Incidentally the boost property for the title field in the search template is probably superflorous as it's the only item being searched again. The original source for the code also utilised a tag field, and boost allows you to give a weighting for which field should be favoured when searching the index.

As you can imagine hand crafting an document collection is a bit lo-fi, so if you want to see what I used in the end (another liquid template), check out part two of this blog post.

Putting it all together

Once you've created the search template and the lunr index, all you need to do is perform your usual cobalt build workflow.

If you've followed my structure, your search page can be found in /search. Search results should appear immediately as you start to type in the input box.

But is it webscale?

I have no idea, I don't have a large enough volume of data to test against. However lunr v2.x's lunr.Index.load function allows you to load a pre-built index, but this does add an extra of complexity. And at time of writing will require either node.js or some form of v8 context to generate it.
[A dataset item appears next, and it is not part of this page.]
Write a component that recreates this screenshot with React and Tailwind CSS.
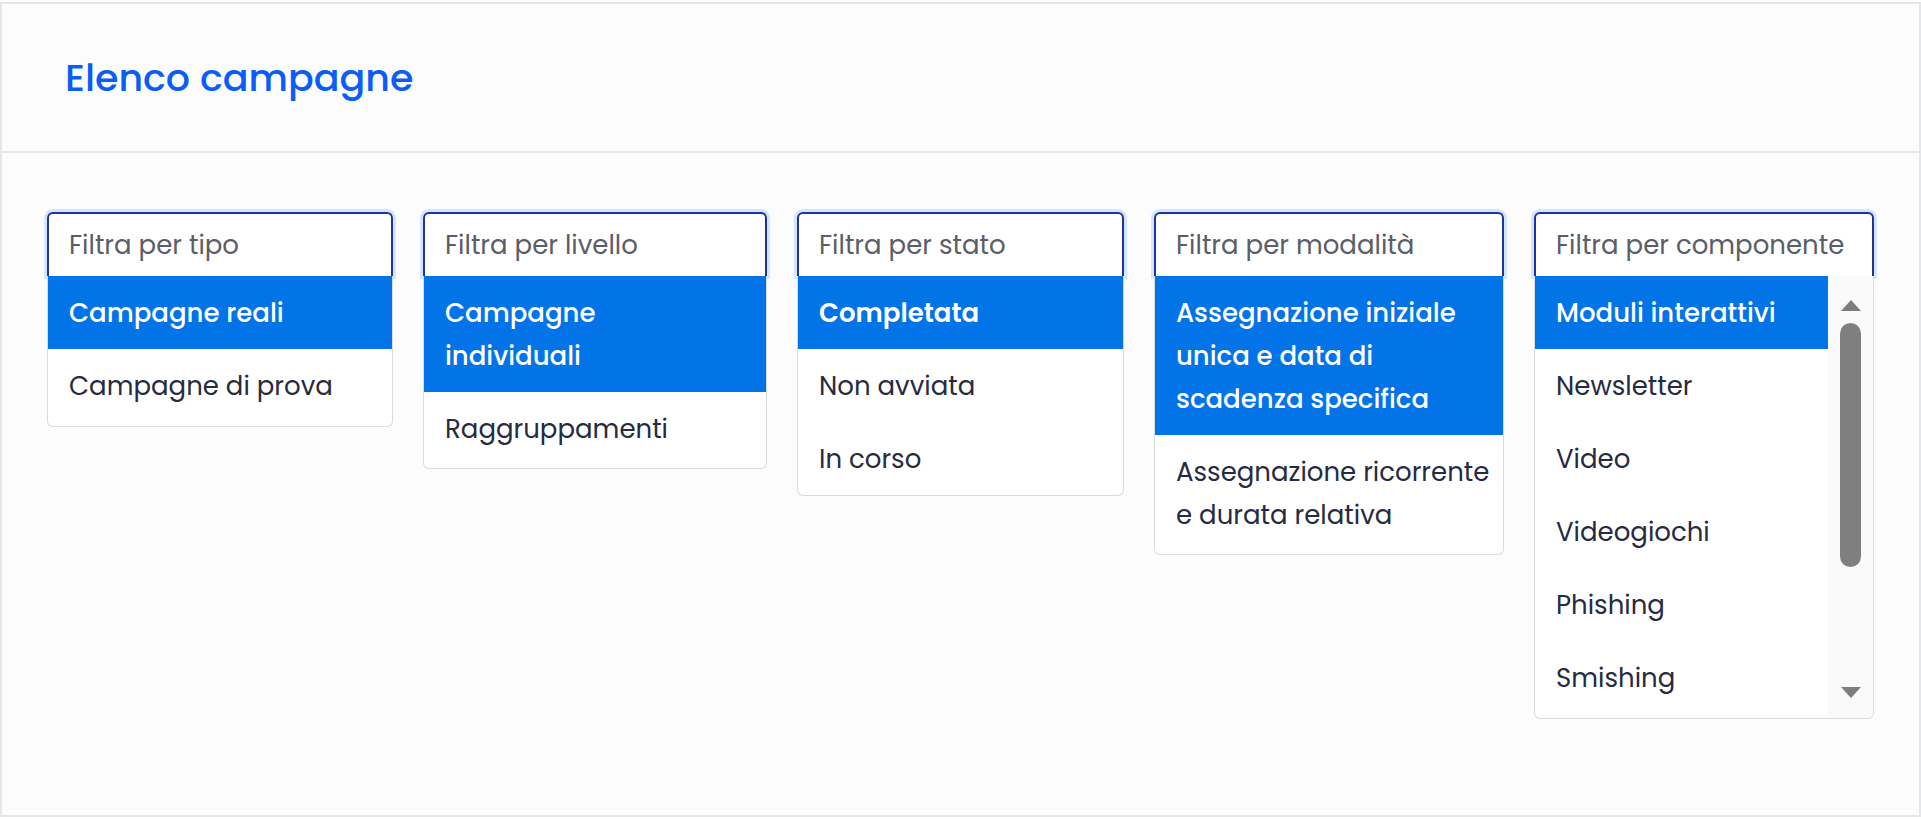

The idea is that you index the document collection and serialise the index generated.

More details can be found here.

Anything else?

I'd love to remove the dependency on jQuery, but to be fair I can't be arsed to rewrite in vanilla js as it just works ™. Saying that, it has got me thinking perhaps, I should create a liquid-rust extension (not sure if it'll be a tag, filter or other) to generate vanilla js for things that causes people to reach for jQuery.

Also I have no idea why the damn input box is so small.

Any guidence or help with either of these two issues would be greatly appreciated.

Updates

2017-06-21 - Change references to the lunr index to the lunr document collection.